Another thread that made its way through the roughly two-hour City Hall event, which drew a crowd split about equally between educators and parents, led back to Harvard-educated Dr. Robert Moses, whose notoriety locally is that he founded The Algebra Project at the King Open School — first coaching his children in math at home, then other pupils while volunteering in the classroom before using his MacArthur Foundation Fellowship to launch a full-fledged, multiyear math education program using Harvard students. The impact was broad. School Committee member Richard Harding said Moses had practically raised him; the program inspired King graduates to start their own math education effort; and Eich said Moses had been her inspiration to start teaching in her 30s.

But Moses has other claims to fame, including his time as field secretary for the Student Non-Violent Coordinating Committee during the civil rights movement of the 1960s, and Tuesday he connected knowledge of math with social justice. While in Mississippi registering black voters, he recalled:

I was on the witness stand in 1963 in Greenville, and the courthouse is packed with sharecroppers that we had taken down to register, and we had gotten arrested. And a judge, Judge Clayton, looks over at me and he wants to know, ‘Why are you taking illiterates down to register to vote?’ … in the 1960s we were working with sharecroppers who were the serfs of our industrial society, and they couldn’t read or write. We’re raising serfs now in our cities, our young people who are graduating with the equivalent of an eighth-grade education. … If the information age is requiring a level of quantitative literacy that puts mathematics on the table just like reading and writing was put on the table during the industrial age, then we have to make sure the kids get this math.

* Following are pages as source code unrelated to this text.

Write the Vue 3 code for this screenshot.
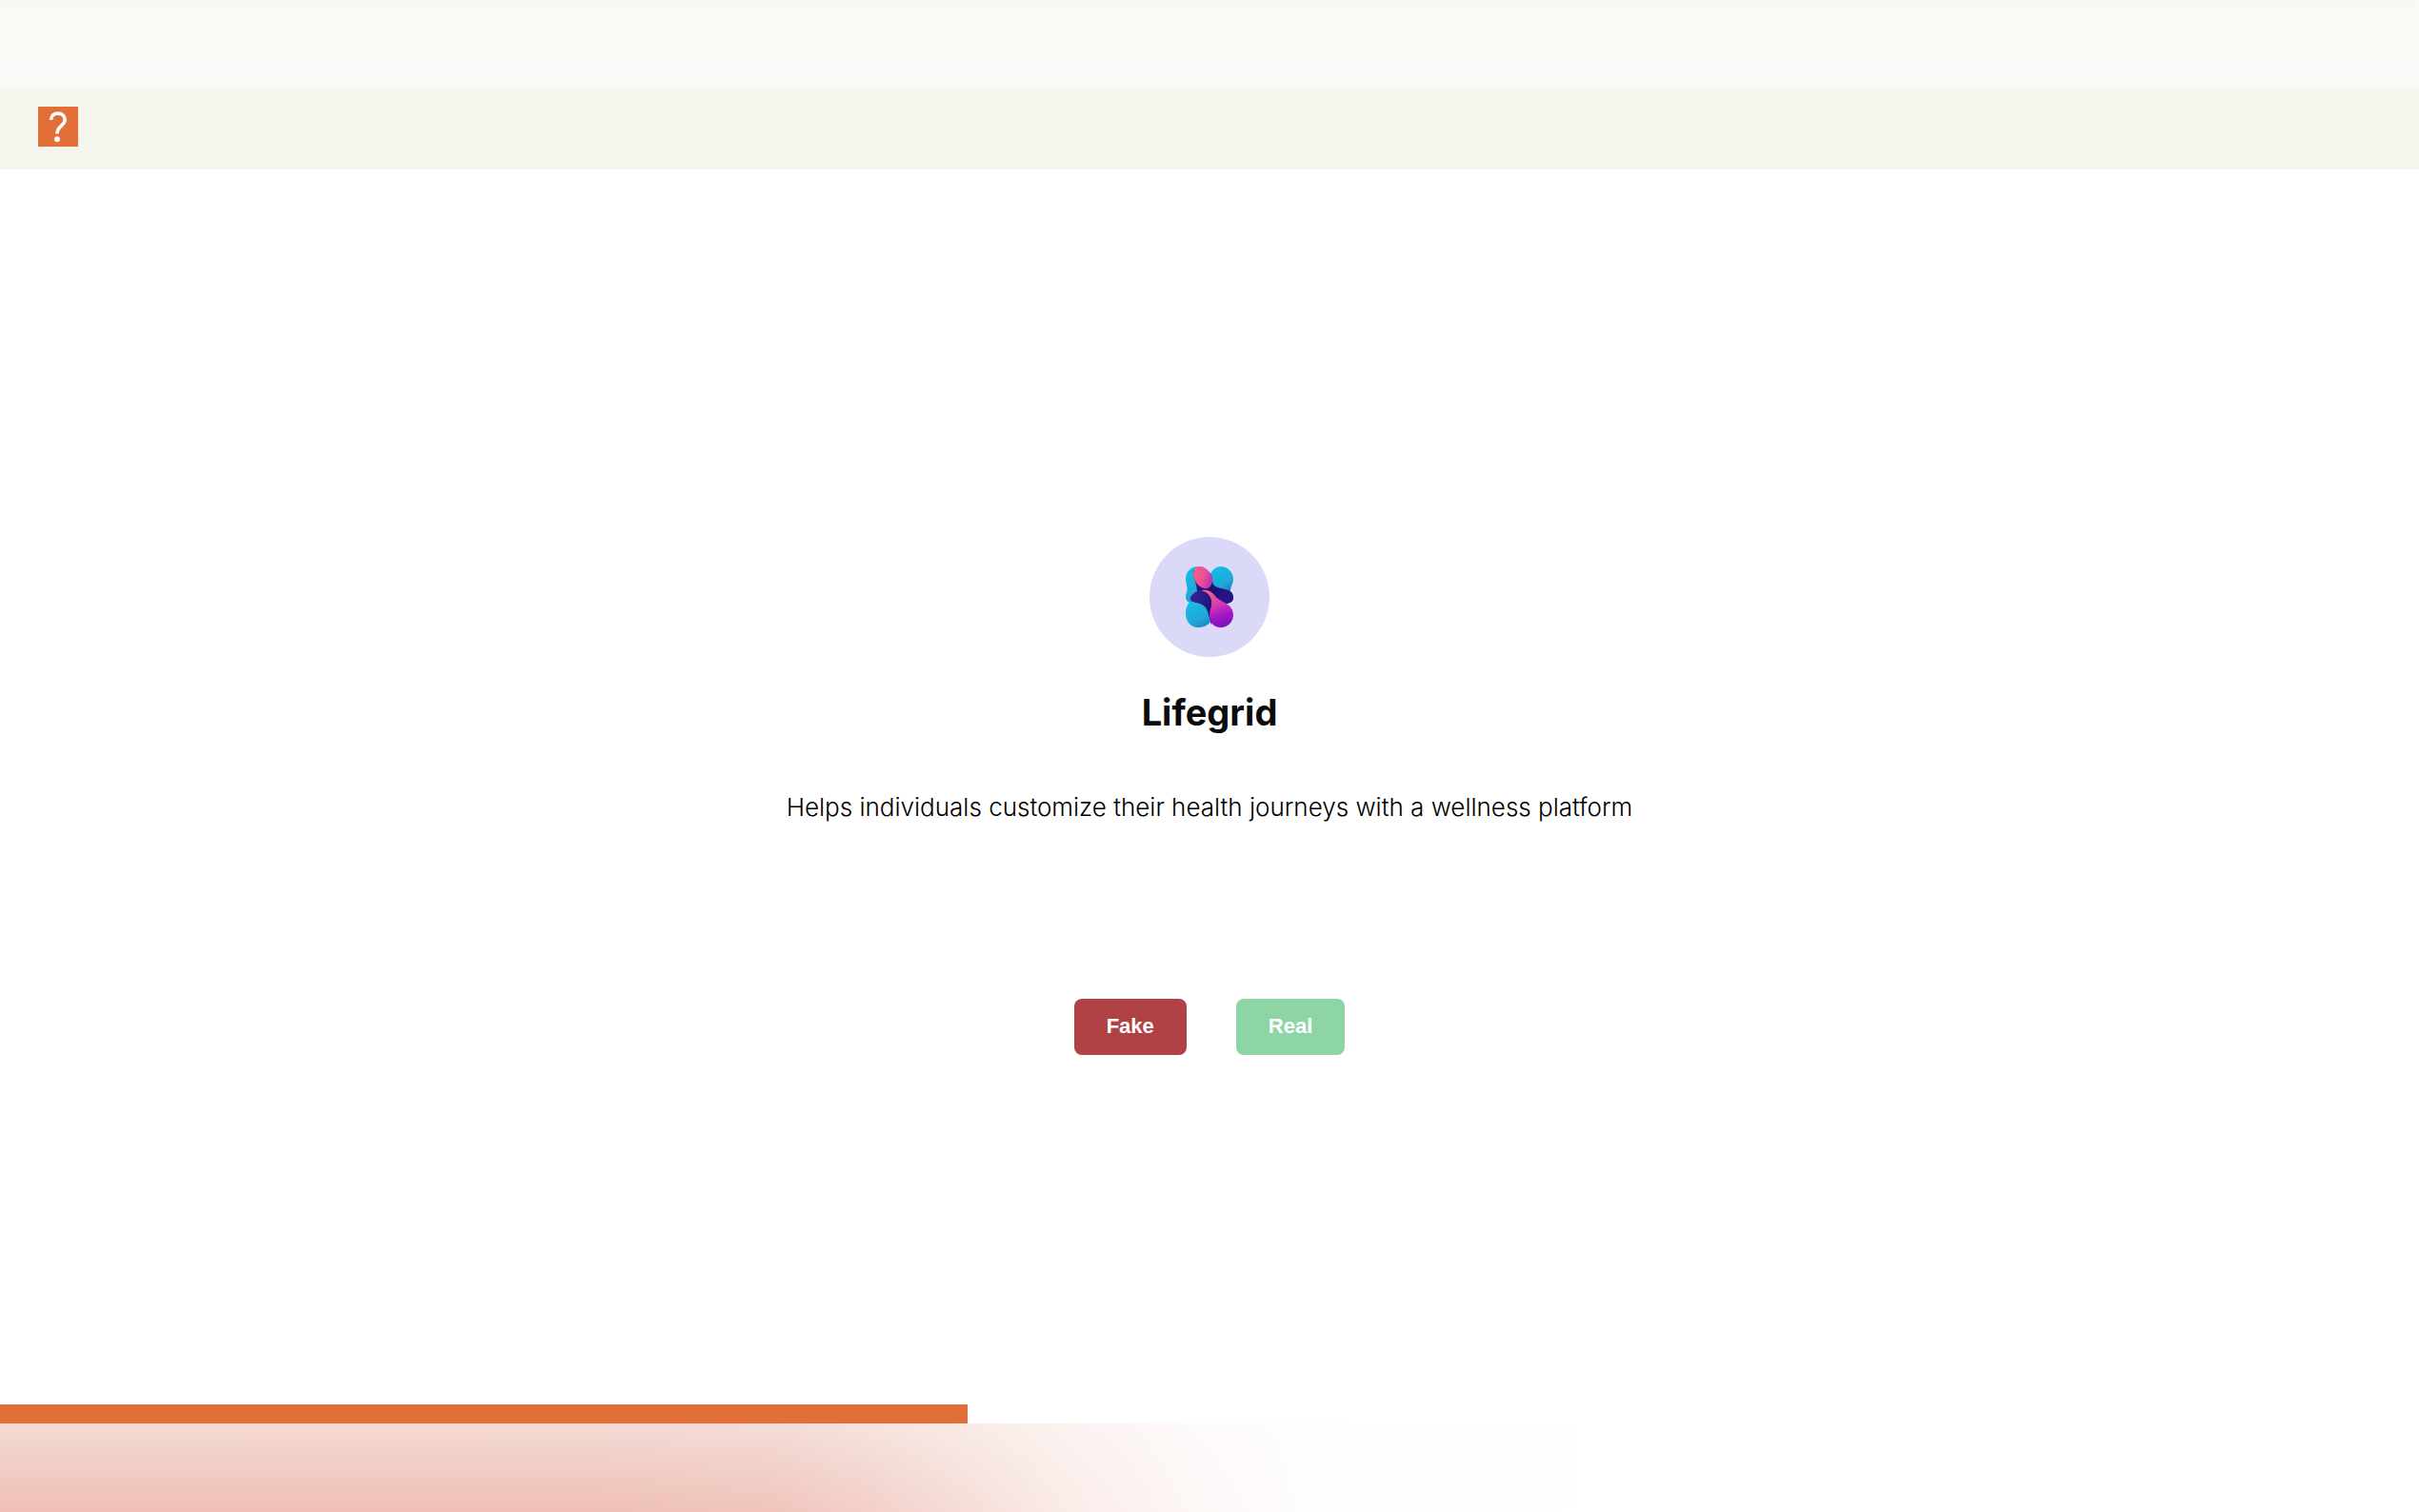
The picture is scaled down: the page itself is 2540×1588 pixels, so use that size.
<script setup>
import { ref } from 'vue'

const company = {
  name: 'Lifegrid',
  description: 'Helps individuals customize their health journeys with a wellness platform',
}
const progress = ref(40)
</script>

<template>
  <div class="page">
    <div class="top-band"></div>
    <header class="bar">
      <a class="brand" href="#" aria-label="Home">
        <svg viewBox="0 0 42 42" width="42" height="42" fill="none" aria-hidden="true">
          <path
            d="M13.600 14C13.600 9.700 16.600 7.100 20.900 7.100C25.200 7.100 28.200 9.900 28.200 13.800C28.200 20 20 20 20 28.400"
            stroke="#fff"
            stroke-width="3.6"
          />
          <circle cx="20" cy="34.2" r="2.9" fill="#fff" />
        </svg>
      </a>
    </header>

    <main class="card">
      <div class="avatar">
        <svg viewBox="0 0 50 64" width="50" height="64" aria-hidden="true">
          <defs>
            <linearGradient id="cyan" x1="0.2" y1="0" x2="0.7" y2="1">
              <stop offset="0" stop-color="#12bfe8" />
              <stop offset="0.7" stop-color="#22a6d6" />
              <stop offset="1" stop-color="#1b86c4" />
            </linearGradient>
            <linearGradient id="pink" x1="0.2" y1="0" x2="0.8" y2="1">
              <stop offset="0" stop-color="#fb6183" />
              <stop offset="0.5" stop-color="#ec5098" />
              <stop offset="1" stop-color="#b02bb8" />
            </linearGradient>
            <linearGradient id="violet" x1="0.2" y1="0" x2="0.5" y2="1">
              <stop offset="0" stop-color="#ff6279" />
              <stop offset="0.4" stop-color="#dc40ad" />
              <stop offset="0.75" stop-color="#a316c8" />
              <stop offset="1" stop-color="#7e12b8" />
            </linearGradient>
            <linearGradient id="navy" x1="0" y1="0" x2="1" y2="0.4">
              <stop offset="0" stop-color="#35208d" />
              <stop offset="0.5" stop-color="#180e7b" />
              <stop offset="1" stop-color="#281583" />
            </linearGradient>
            <linearGradient id="lobe" x1="0" y1="0" x2="1" y2="0.6">
              <stop offset="0" stop-color="#3a2796" />
              <stop offset="0.6" stop-color="#231a86" />
              <stop offset="1" stop-color="#150c74" />
            </linearGradient>
          </defs>
          <path d="M13 0C5 0 0 6 0 13C0 19 3 22 1 27C-1 32 0 36 4 38L20 36V2Z" fill="url(#cyan)" />
          <path
            d="M37 0C44 0 50 6 50 13C50 18 47 21 47 26L30 24L26 8C28 3 32 0 37 0Z"
            fill="url(#cyan)"
          />
          <path
            d="M8 4C7 12 12 18 12 26L22 40L42 39C47 39 51 36 50 31C49 22 36 25 30 20C27 17 29 10 25 6Z"
            fill="url(#navy)"
          />
          <ellipse cx="18" cy="11.500" rx="9" ry="12.500" transform="rotate(-32 18 11.500)" fill="url(#pink)" />
          <path
            d="M22 25C16 23 9 26 5 32C4 35 6 37 10 38C17 39 22 42 24 52L27 61L31 50L30 32Z"
            fill="url(#lobe)"
          />
          <path
            d="M5 36.500C1 40 0 45 0 50C0 58 6 64 13 64C19 64 24 61 26 58C24 53 24 48 21 43C17 38 10 39 5 36.500Z"
            fill="url(#cyan)"
          />
          <path
            d="M16 25.500C22 23 27 26 31 31C36 38 50 38 50 51C50 58 44 64 37 64C29 64 25 58 25 51C25 45 28 42 27 36C26 30 22 26 16 25.500Z"
            fill="url(#violet)"
          />
        </svg>
      </div>
      <h1>{{ company.name }}</h1>
      <p>{{ company.description }}</p>
      <div class="actions">
        <button class="fake" type="button">Fake</button>
        <button class="real" type="button">Real</button>
      </div>
    </main>

    <div class="track" role="progressbar" aria-label="Progress" :aria-valuenow="progress" aria-valuemin="0" aria-valuemax="100">
      <div class="fill" :style="{ width: progress + '%' }"></div>
    </div>
    <div class="bottom-band"></div>
  </div>
</template>

<style>
body {
  margin: 0;
  background: #fff;
}
</style>

<style scoped>
.page {
  display: flex;
  flex-direction: column;
  min-height: 100vh;
  background: #fff;
  color: #0b0b0b;
  font-family: Inter, "Liberation Sans", sans-serif;
}

.top-band {
  height: 93px;
  background: linear-gradient(#f8f8f4, #fafbf7 60%, #f9f9f8);
}

.bar {
  display: flex;
  align-items: center;
  box-sizing: border-box;
  height: 85px;
  padding: 0 40px 5px;
  background: #f6f5ed;
}

.brand {
  display: block;
  width: 42px;
  height: 42px;
  background: #e16f37;
}

.brand svg,
.avatar svg {
  display: block;
}

.card {
  display: flex;
  flex: 1;
  flex-direction: column;
  align-items: center;
  justify-content: center;
  padding-top: 18px;
}

.avatar {
  display: flex;
  align-items: center;
  justify-content: center;
  width: 126px;
  height: 126px;
  border-radius: 50%;
  background: #dadaf8;
}

h1 {
  margin: 34px 0 0;
  font-size: 38px;
  font-weight: 700;
  line-height: 48px;
}

p {
  margin: 58px 0 0;
  font-size: 26px;
  font-weight: 340;
  line-height: 36px;
  color: #000;
}

.actions {
  display: flex;
  gap: 52px;
  margin-top: 183px;
}

button {
  height: 59px;
  padding: 0 34px;
  border: 0;
  border-radius: 8px;
  color: #fff;
  font: bold 22px "Liberation Sans", Arial, sans-serif;
  cursor: pointer;
}

.fake {
  background: #b04245;
}

.real {
  background: #8dd5a5;
}

.track {
  height: 20px;
}

.fill {
  height: 100%;
  background: #e16f37;
}

.bottom-band {
  height: 93px;
  background:
    linear-gradient(
      96deg,
      rgb(255 255 255 / 0) 24%,
      rgb(255 255 255 / 0.08) 32%,
      rgb(255 255 255 / 0.25) 36%,
      rgb(255 255 255 / 0.46) 40%,
      rgb(255 255 255 / 0.68) 44%,
      rgb(255 255 255 / 0.86) 49%,
      rgb(255 255 255 / 0.96) 54%,
      #fff 66%
    ),
    linear-gradient(#f4dad4, #efcac1 60%, #f0bfb6);
}
</style>
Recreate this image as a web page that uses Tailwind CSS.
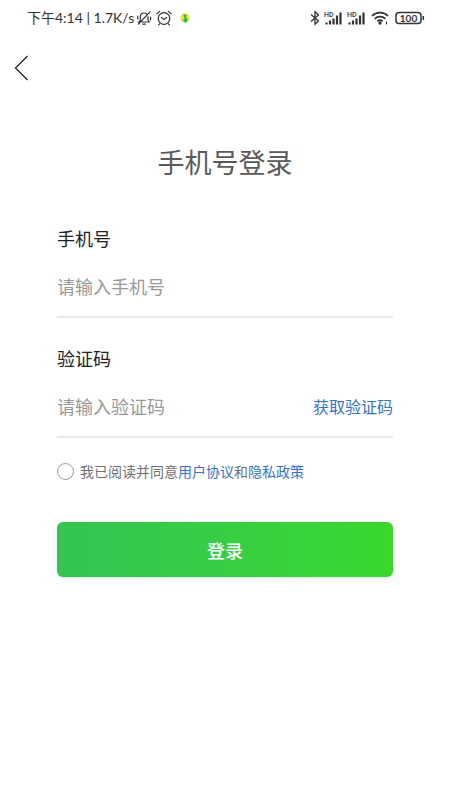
<!DOCTYPE html>
<html lang="zh-CN">
<head>
<meta charset="utf-8">
<meta name="viewport" content="width=device-width, initial-scale=1">
<title>手机号登录</title>
<script src="https://cdn.jsdelivr.net/npm/@tailwindcss/browser@4"></script>
</head>
<body class="min-h-screen bg-white font-['Noto_Sans_CJK_SC',sans-serif] text-[#222]">
  <div class="flex h-9 items-center justify-between pl-[27px] pr-[25px] text-[#333]">
    <div class="flex items-center">
      <span class="whitespace-nowrap text-sm leading-5 font-[Lato,'Noto_Sans_CJK_SC',sans-serif]">下午4:14 | 1.7K/s</span>
      <svg class="ml-[2px] size-4" viewBox="0 0 16 16" fill="none" stroke="currentColor" stroke-width="1.2" stroke-linecap="round" stroke-linejoin="round" aria-hidden="true">
        <path d="M2 12h1.300L4.300 10V7C4.300 4.600 5.800 3 8 3c1 0 1.900.3 2.600.8M12 6.500V10l1.300 2H6M6.800 14.200h2.600M1.700 6v3M14.600 7v3M2.500 14 14 1.800"/>
      </svg>
      <svg class="ml-[3px] size-[18px]" viewBox="0 0 18 18" fill="none" stroke="currentColor" stroke-width="1.2" stroke-linecap="round" aria-hidden="true">
        <circle cx="9" cy="9.500" r="5.800"/><path d="M6.500 8.500 9 10.600l2.700-2M2 4.800l2.700-2.400M16 4.800l-2.700-2.400M4.600 14.800l-1 1M13.400 14.800l1 1"/>
      </svg>
      <svg class="ml-[7px] size-[10px]" viewBox="0 0 11 11" aria-hidden="true">
        <circle cx="5.500" cy="5.500" r="5.200" fill="#f5e13a"/><path d="M3.500 1.500 7.500 2.500 6.600 4l1.600 3a2.300 2.300 0 0 1-4.600 1.600C3.200 7 4.300 6 5.600 6L4.300 4Z" fill="#16b765"/>
      </svg>
    </div>
    <div class="flex items-center">
      <svg class="h-4 w-[10px]" viewBox="0 0 10 16" fill="none" stroke="currentColor" stroke-width="1.300" aria-hidden="true">
        <path d="m1 4.500 7.500 6.500L5 14.200V1.800L8.500 5 1 11.500"/>
      </svg>
      <svg class="ml-[4px] h-[15px] w-[19px]" viewBox="0 0 19 15" aria-hidden="true">
        <text x="0" y="6" font-family="Roboto, sans-serif" font-size="7" font-weight="500" fill="currentColor">HD</text>
        <path d="M2.500 13.500v-2M6 13.500V9.500M9.500 13.500V7.500M13 13.500V4.500M16.500 13.500V1.500" fill="none" stroke="currentColor" stroke-width="2.200"/>
      </svg>
      <svg class="ml-[4px] h-[15px] w-[19px]" viewBox="0 0 19 15" aria-hidden="true">
        <text x="0" y="6" font-family="Roboto, sans-serif" font-size="7" font-weight="500" fill="currentColor">HD</text>
        <path d="M2.500 13.500v-2M6 13.500V9.500M9.500 13.500V7.500M13 13.500V4.500M16.500 13.500V1.500" fill="none" stroke="currentColor" stroke-width="2.200"/>
      </svg>
      <svg class="ml-[5px] h-[14px] w-[18px]" viewBox="0 0 18 14" fill="none" stroke="currentColor" stroke-width="1.700" aria-hidden="true">
        <path d="M1 5a11.300 11.300 0 0 1 16 0M3.700 7.800a7.500 7.500 0 0 1 10.600 0M6.300 10.300a3.800 3.800 0 0 1 5.400 0"/><circle cx="9" cy="12" r=".8" fill="currentColor"/><path d="M15.500 10.500v3" stroke-width="1"/>
      </svg>
      <svg class="ml-[6px] h-[14px] w-[30px]" viewBox="0 0 30 14" aria-hidden="true">
        <rect x="1" y="1.500" width="25" height="11" rx="3" fill="none" stroke="currentColor" stroke-width="1.500"/><path d="M28.300 5v4" stroke="currentColor" stroke-width="1.500"/>
        <text x="13.500" y="10.500" text-anchor="middle" font-family="Lato, sans-serif" font-size="10" font-weight="700" fill="currentColor">100</text>
      </svg>
    </div>
  </div>

  <header class="flex h-16 items-center">
    <button type="button" aria-label="返回" class="flex h-12 items-center pl-[14px] pr-4">
      <svg class="h-[26px] w-[15px]" viewBox="0 0 15 26" fill="none" stroke="#222" stroke-width="1.300" aria-hidden="true"><path d="M13.500 1 1.500 13l12 12"/></svg>
    </button>
  </header>

  <main class="px-[57px] pt-[42px]">
    <h1 class="text-center text-[27px] leading-10 text-[#5a5a5a]">手机号登录</h1>
    <form class="mt-[42px]">
      <div>
        <label for="phone" class="block text-lg leading-7">手机号</label>
        <div class="mt-1 flex h-[62px] items-center border-b-2 border-[#e9e9e9]">
          <input id="phone" type="tel" placeholder="请输入手机号" class="h-full min-w-0 flex-1 text-lg outline-none placeholder:text-[#999]">
        </div>
      </div>
      <div class="mt-[26px]">
        <label for="code" class="block text-lg leading-7">验证码</label>
        <div class="mt-1 flex h-[62px] items-center border-b-2 border-[#e9e9e9]">
          <input id="code" type="text" inputmode="numeric" placeholder="请输入验证码" class="h-full min-w-0 flex-1 text-lg outline-none placeholder:text-[#999]">
          <button type="button" class="shrink-0 text-base text-[#3472d2]">获取验证码</button>
        </div>
      </div>
      <div class="mt-[21px] flex h-6 items-center gap-[6px] whitespace-nowrap text-sm text-[#707070]">
        <input id="agree" type="checkbox" class="size-[17px] shrink-0 appearance-none rounded-full border border-[#999] checked:bg-[#36cb45]">
        <label for="agree">我已阅读并同意<a href="#terms" class="text-[#3472d2]">用户协议</a>和<a href="#privacy" class="text-[#3472d2]">隐私政策</a></label>
      </div>
      <button type="submit" class="mt-[39px] h-[55px] w-full rounded-md bg-linear-to-r from-[#34c453] to-[#3ad82c] text-lg font-medium text-white shadow-sm">登录</button>
    </form>
  </main>
</body>
</html>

He recounted a tale of another judge, this time in New York City, who more recently resisted improving education standards by saying the state’s constitution requires only that people be able to serve on juries and vote, and both those things could be done with an eighth-grade education. “There are a lot of low-paying jobs, and some people are going to have to fill them, so they don’t need the kind of education you’re talking about,” Moses said, quoting the judge.

“We got Jim Crow out of the right to vote, we didn’t get it out of education,” Moses said.

He still sees educational achievement affected by race and class, and other educators looked critically Tuesday over the ways schools systems “track” students, meaning putting them on educational tracks as advanced, average or slow learners.

That tracking is also put in place by society — by misconceptions that some people have a natural predisposition toward math and others simply lack the ability — was another near-universal theme of the math educators. But it’s a myth; in Asian countries that excel in math skills, students cite their hard work, not natural ability, Eich said.

Nat Stahl talked about ways he’d found to overcome such branding while working with The Math Circle, a nonprofit organization teaching youth outside school and inmates at the Suffolk County House of Correction, and at the same time tied in what others had been saying about using discussion of mathematical concepts to make them come alive. He was perpetually surprised to hear questions asked by his students, especially the young ones, he said, and delighted by the results of exploring those questions. “Kids will ask you questions you can never in a million years predict,” he said. “The Math Circle is able to do some surprisingly advanced things with some surprisingly young kids … because we treat math as a creative endeavor.”

He finds the same abilities in his student inmates, and told the crowd about a recent prison session about the Pythagorean theorem.

One of the caseworkers walked by and kind of poked in, and said, “Isn’t that a bit advanced for them?”

I said, “Yeah, but they don’t know that.”

That anecdote was particularly powerful for Carolyn Turk, the district’s deputy superintendent, and she cited it when asked to find meaning in the event. She was only one of dozens of people who lingered after the event, talking in small groups about what she’d heard. She also was struck by the themes that sounded throughout the night, whether in the guest educators’ opening talks, in response to questions from committee members or in the sharp exchange at the end of the event between Moses, Eich and Harvard professor Wilfried Schmid, a member of the National Math Advisory Panel.

To visiting Lesley University students such as junior Meaghan Chadwick, the debate between the hard-edged Schmid and his peers was a good example of the “math wars,” in which mathematicians tout procedure and math teachers promote context.

Teachers such as Ann Marie Varella, of the Tobin School, liked the glimpse the forum gave parents of their work, as well as the speakers’ inspiring ideas. And she nodded agreement when Janet Goldman, of the Peabody School, appreciated that with the roundtable, “the administrators, the teachers and parents are all trying to frame mathematics education as being important — pivotal, as important as literacy. It’s a long time overdue.”

One thing the roundtable was not: a chance to ask committee members or others how the district was faring on math education. But amid all the math warring, parent (and husband of committee member Patty Nolan) David Rabkin said he was glad to hear a question by member Fred Fantini about how to measure the value of math education in Cambridge schools.

“This is the beginning — I hope the beginning — of an open conversation about all the dimensions of what we mean by performance,” Rabkin said.

The hope there was more conversation to come was seconded by Susan Matkoskin, a Baldwin parent.

“There were a lot of issues raised, but very few questions answered,” she said.